» Aim
Locate each line containing the string "this" and copy it out.

— Start of Entries shown —

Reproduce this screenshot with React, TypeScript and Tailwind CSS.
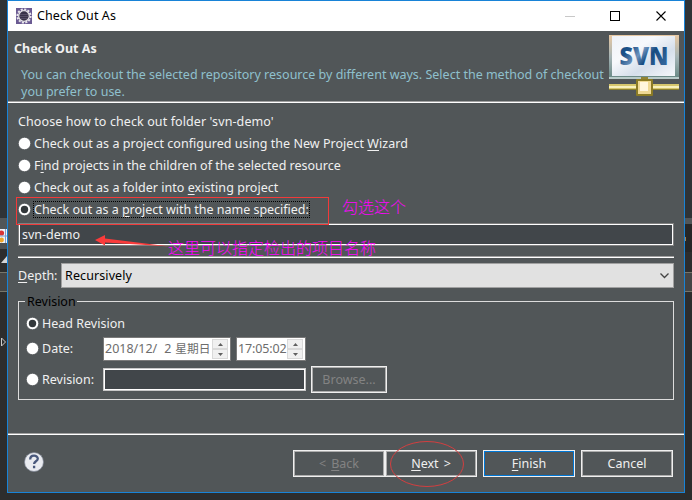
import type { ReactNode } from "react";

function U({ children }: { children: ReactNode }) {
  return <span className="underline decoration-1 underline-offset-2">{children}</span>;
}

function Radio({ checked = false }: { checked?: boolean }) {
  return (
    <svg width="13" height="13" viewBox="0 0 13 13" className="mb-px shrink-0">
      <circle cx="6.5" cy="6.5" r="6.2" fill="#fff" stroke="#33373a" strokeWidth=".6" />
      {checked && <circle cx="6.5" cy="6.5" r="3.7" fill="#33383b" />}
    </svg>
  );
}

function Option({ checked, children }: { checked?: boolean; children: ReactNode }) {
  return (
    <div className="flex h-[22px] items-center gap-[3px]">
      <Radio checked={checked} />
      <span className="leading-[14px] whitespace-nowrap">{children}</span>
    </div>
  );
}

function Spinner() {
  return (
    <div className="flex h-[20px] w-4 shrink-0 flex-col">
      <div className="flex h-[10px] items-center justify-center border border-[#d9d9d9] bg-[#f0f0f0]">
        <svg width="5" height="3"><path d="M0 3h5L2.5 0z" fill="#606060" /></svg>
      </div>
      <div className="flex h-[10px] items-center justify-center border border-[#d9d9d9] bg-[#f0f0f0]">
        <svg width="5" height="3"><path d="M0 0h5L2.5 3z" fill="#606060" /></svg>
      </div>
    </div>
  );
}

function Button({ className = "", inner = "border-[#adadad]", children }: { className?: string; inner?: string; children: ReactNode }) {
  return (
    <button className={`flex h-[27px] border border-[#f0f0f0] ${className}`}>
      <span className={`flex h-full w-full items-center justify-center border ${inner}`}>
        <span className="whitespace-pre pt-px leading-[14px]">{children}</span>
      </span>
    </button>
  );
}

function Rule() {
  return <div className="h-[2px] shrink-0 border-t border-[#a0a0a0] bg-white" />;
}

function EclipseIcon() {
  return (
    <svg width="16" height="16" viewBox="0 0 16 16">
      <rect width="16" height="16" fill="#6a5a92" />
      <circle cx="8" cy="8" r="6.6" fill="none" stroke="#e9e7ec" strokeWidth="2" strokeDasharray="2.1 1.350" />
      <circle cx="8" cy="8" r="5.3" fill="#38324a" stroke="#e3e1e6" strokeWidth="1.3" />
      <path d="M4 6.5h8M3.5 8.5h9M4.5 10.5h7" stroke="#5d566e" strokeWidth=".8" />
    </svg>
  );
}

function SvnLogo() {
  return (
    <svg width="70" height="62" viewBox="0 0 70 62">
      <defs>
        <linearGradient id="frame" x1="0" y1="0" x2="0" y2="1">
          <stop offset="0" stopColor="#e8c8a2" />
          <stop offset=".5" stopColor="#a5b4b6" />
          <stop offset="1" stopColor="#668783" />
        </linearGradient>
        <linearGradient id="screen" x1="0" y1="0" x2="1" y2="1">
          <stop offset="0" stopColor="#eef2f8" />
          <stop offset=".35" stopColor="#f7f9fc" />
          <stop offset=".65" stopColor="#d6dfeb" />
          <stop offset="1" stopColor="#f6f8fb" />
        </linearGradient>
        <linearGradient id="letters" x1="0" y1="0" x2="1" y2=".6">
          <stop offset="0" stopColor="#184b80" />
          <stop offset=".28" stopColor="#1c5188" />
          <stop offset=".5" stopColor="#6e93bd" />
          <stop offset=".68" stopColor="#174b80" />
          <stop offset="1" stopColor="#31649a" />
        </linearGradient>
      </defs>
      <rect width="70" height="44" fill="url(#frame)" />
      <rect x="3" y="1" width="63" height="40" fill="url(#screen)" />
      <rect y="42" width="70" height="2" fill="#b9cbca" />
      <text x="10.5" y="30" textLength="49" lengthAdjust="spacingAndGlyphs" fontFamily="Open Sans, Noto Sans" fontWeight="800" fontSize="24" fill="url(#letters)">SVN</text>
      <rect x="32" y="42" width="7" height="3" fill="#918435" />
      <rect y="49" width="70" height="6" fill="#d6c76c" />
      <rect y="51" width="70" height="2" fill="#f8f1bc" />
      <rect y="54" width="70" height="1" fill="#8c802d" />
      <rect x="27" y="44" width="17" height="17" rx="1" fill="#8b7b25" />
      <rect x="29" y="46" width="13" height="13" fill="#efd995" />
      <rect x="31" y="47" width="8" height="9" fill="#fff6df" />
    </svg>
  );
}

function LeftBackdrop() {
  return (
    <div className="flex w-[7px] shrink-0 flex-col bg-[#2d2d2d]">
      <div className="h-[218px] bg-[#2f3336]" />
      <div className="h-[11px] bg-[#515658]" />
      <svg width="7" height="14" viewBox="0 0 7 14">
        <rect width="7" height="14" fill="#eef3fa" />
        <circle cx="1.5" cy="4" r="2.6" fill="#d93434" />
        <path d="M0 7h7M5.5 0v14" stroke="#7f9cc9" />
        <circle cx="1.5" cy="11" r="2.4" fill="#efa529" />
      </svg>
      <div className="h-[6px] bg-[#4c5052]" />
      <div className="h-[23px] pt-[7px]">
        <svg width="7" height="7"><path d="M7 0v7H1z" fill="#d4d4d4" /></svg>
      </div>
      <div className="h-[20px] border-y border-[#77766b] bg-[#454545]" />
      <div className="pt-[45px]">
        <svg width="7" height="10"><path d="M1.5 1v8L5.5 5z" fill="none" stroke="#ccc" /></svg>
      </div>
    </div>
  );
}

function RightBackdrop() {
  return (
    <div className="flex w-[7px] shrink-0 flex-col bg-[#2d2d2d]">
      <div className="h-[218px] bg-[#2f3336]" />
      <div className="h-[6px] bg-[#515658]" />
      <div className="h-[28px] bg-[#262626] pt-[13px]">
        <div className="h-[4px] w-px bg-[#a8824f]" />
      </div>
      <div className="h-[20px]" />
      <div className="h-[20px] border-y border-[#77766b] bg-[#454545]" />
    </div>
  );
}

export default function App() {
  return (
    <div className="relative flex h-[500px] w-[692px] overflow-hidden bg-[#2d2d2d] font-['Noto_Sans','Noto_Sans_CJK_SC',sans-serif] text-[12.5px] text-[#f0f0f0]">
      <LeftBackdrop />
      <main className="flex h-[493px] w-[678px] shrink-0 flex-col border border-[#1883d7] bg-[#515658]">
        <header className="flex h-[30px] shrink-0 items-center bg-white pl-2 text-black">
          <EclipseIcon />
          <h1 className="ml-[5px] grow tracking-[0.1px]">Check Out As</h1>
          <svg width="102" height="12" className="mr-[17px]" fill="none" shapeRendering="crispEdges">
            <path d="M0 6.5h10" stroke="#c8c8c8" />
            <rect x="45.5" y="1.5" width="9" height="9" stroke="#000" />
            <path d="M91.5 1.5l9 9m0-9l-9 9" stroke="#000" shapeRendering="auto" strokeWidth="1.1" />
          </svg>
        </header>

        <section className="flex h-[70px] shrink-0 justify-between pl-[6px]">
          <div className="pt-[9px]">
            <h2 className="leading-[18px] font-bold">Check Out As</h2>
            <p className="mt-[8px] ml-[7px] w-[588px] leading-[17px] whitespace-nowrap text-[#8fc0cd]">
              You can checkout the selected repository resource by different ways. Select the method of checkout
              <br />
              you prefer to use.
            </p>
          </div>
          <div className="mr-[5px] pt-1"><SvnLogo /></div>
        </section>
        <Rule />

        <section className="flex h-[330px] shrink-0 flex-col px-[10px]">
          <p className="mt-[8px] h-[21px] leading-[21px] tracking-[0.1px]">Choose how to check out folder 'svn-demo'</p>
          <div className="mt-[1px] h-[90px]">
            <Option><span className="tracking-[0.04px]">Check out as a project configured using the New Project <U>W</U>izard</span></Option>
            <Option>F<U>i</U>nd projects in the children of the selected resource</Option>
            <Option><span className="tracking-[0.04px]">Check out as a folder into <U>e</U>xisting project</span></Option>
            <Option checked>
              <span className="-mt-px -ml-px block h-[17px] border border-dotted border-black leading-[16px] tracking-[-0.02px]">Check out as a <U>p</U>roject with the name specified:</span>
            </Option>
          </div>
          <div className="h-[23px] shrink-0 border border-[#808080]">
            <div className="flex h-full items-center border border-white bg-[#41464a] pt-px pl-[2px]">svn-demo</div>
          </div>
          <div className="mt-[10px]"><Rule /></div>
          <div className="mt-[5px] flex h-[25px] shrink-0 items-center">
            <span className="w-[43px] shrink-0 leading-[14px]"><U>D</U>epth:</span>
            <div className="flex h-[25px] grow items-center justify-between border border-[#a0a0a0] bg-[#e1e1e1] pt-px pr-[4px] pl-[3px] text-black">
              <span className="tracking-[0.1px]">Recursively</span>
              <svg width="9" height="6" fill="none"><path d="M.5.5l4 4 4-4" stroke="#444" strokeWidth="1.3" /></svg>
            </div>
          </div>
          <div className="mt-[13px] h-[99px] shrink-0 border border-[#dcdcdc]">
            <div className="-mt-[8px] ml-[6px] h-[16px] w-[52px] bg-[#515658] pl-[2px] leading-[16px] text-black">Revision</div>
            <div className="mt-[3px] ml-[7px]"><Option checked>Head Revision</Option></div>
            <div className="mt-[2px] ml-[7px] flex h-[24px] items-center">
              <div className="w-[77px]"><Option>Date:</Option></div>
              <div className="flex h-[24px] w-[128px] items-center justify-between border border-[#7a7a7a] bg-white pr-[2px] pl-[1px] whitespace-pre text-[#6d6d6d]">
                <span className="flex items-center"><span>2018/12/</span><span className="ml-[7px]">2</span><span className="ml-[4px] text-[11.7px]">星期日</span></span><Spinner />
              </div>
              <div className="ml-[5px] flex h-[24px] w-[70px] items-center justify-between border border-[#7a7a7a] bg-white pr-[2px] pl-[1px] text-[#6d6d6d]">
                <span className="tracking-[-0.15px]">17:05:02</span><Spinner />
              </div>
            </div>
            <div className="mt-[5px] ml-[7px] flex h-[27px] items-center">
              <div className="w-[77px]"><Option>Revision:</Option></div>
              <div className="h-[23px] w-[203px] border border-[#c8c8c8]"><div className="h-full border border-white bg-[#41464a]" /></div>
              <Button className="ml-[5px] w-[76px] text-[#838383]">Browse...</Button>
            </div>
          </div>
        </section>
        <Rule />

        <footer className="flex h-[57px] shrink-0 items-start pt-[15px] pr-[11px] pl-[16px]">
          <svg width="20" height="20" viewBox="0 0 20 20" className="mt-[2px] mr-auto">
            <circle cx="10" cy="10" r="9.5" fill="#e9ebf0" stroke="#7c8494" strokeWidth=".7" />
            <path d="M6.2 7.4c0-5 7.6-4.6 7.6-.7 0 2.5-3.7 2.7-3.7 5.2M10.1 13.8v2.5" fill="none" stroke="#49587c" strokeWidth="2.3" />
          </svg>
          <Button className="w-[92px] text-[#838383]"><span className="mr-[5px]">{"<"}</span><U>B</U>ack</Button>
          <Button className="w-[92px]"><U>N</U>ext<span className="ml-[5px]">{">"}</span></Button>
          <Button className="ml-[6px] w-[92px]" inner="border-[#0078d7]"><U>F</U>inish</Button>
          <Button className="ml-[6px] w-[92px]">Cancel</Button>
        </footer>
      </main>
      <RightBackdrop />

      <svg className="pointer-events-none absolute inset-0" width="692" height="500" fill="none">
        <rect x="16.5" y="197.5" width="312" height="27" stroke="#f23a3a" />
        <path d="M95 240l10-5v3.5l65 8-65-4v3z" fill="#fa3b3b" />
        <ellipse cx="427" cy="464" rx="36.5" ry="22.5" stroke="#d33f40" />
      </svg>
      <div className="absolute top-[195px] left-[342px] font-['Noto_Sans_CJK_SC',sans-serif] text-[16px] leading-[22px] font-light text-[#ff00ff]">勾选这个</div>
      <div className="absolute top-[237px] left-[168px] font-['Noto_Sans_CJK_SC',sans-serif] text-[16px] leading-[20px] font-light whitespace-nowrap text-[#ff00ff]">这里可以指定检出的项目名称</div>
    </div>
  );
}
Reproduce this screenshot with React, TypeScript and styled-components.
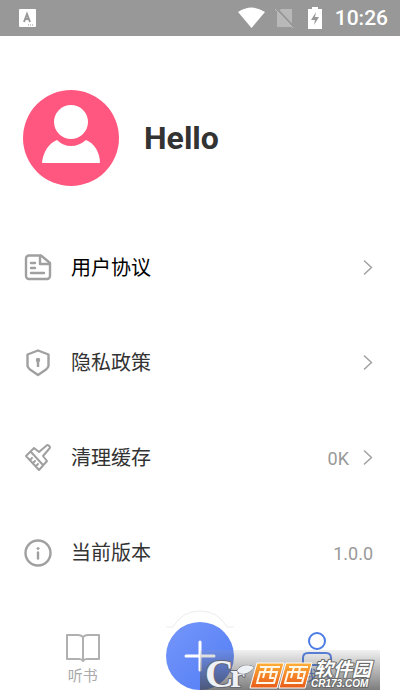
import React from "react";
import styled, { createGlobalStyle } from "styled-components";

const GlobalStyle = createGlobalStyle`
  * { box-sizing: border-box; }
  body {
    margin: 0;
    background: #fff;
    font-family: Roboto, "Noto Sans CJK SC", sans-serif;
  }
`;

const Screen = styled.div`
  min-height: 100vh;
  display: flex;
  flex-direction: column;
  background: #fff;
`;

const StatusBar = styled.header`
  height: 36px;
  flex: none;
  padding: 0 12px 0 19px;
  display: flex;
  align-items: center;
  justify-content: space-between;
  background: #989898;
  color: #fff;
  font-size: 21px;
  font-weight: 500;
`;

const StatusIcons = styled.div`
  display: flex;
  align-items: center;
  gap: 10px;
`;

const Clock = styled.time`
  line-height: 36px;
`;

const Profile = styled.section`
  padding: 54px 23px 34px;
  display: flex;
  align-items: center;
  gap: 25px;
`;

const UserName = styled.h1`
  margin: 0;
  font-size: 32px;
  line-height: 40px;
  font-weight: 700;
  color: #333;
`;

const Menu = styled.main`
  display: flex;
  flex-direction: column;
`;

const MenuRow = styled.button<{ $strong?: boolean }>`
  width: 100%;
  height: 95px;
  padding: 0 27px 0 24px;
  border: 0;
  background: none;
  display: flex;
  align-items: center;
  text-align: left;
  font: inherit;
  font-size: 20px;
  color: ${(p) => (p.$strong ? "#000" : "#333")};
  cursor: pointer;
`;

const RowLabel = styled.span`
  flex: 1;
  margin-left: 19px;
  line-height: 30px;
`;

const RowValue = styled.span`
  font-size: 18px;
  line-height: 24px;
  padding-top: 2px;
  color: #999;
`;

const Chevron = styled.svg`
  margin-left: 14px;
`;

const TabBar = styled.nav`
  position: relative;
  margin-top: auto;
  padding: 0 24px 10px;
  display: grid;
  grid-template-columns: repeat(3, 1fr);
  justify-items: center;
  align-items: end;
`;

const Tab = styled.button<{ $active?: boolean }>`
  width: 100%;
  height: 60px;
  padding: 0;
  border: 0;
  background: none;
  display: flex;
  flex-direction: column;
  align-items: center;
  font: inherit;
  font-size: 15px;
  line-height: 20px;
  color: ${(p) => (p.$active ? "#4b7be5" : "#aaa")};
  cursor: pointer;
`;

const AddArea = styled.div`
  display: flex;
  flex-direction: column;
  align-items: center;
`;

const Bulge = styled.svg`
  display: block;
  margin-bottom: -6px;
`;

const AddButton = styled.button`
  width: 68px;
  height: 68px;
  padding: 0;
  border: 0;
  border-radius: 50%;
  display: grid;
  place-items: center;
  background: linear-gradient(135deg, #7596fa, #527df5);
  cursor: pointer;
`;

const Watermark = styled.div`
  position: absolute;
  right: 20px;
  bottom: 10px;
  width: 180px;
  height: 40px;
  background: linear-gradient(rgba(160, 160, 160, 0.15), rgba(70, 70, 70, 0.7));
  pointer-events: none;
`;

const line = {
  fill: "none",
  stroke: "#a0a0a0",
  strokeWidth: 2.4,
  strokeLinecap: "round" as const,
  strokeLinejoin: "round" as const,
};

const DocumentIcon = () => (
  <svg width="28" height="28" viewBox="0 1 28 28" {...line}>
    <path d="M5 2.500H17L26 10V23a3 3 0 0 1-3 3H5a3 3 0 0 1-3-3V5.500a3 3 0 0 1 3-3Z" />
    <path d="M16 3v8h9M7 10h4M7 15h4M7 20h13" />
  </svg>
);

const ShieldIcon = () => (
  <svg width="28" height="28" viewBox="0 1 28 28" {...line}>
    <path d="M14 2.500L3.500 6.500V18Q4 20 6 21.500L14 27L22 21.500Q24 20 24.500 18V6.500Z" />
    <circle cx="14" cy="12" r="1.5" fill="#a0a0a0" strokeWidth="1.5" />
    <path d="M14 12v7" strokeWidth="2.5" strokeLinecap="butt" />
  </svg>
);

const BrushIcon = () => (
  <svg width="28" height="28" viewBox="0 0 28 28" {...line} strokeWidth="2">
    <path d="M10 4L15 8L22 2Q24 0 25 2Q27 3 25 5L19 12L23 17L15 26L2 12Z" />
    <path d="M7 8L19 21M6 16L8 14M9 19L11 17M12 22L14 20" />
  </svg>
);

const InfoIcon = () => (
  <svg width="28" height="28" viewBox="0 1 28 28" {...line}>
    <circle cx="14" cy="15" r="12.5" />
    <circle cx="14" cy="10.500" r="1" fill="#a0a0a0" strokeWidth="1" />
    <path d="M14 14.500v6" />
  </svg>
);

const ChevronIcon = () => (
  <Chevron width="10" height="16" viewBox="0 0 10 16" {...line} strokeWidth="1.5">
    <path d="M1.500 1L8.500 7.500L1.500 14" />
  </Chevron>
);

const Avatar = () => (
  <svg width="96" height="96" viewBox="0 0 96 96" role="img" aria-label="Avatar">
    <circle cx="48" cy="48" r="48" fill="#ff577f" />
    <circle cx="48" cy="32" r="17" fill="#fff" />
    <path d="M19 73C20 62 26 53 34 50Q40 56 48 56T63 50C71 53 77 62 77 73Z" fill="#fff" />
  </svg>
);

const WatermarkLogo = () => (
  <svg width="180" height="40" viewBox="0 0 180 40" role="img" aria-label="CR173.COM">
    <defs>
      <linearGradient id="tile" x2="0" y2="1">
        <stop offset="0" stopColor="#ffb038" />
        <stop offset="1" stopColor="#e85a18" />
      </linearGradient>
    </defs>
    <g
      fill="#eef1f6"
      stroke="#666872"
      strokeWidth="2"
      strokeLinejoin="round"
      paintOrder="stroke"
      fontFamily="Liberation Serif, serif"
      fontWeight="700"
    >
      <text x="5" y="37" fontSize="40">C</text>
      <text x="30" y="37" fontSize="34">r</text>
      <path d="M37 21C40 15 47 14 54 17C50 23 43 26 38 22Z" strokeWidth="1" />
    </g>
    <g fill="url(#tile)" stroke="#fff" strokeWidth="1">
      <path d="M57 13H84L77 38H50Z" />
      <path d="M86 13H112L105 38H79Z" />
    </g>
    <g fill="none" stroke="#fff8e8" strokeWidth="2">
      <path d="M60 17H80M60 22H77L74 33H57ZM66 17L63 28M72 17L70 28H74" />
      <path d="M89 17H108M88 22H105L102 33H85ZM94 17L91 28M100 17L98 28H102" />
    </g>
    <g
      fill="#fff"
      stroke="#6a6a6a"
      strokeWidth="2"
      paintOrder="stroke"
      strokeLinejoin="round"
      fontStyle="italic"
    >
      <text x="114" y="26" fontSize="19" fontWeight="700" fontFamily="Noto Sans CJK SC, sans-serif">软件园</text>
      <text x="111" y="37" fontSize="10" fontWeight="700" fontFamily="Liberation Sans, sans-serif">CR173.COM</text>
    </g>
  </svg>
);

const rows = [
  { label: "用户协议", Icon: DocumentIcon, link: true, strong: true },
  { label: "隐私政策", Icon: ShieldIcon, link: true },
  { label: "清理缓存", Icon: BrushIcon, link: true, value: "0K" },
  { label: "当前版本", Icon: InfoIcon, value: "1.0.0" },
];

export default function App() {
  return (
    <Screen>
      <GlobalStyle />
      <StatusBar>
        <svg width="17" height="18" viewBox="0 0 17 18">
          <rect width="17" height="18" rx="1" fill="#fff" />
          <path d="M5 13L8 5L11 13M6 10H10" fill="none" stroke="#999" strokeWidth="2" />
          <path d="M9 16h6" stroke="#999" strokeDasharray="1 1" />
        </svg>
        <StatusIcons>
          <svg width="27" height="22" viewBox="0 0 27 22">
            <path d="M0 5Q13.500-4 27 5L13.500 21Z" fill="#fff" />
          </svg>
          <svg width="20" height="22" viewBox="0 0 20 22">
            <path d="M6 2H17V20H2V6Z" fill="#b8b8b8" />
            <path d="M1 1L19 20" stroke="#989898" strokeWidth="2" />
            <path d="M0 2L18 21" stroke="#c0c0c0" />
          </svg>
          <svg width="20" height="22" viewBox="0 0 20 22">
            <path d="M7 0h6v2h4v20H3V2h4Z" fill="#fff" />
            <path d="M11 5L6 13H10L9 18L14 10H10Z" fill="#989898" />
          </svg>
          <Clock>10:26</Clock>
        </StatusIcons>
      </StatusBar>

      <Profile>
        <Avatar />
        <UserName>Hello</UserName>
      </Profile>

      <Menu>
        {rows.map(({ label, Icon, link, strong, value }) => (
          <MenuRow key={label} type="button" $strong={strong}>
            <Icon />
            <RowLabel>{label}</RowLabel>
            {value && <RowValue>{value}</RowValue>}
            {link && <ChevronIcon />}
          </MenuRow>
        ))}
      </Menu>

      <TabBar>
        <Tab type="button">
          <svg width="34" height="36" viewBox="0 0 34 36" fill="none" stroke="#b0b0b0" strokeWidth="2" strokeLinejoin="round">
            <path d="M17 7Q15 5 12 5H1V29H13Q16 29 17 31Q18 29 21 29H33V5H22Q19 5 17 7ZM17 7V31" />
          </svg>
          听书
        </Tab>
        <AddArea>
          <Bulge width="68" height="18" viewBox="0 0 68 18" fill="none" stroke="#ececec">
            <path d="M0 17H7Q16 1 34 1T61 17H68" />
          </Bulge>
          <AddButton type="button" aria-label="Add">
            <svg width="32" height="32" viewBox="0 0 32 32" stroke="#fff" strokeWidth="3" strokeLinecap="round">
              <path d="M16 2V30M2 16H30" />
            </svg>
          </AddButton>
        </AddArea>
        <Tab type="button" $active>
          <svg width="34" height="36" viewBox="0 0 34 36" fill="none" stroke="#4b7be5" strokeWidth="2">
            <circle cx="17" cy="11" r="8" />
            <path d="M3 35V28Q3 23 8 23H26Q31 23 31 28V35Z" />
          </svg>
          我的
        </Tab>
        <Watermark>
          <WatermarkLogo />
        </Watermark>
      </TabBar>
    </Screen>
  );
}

— End of Entries shown —

» Answer to the exercise
Reproduce this screenshot with React, TypeScript and Tailwind CSS.
Reproduce this screenshot with React, TypeScript and styled-components.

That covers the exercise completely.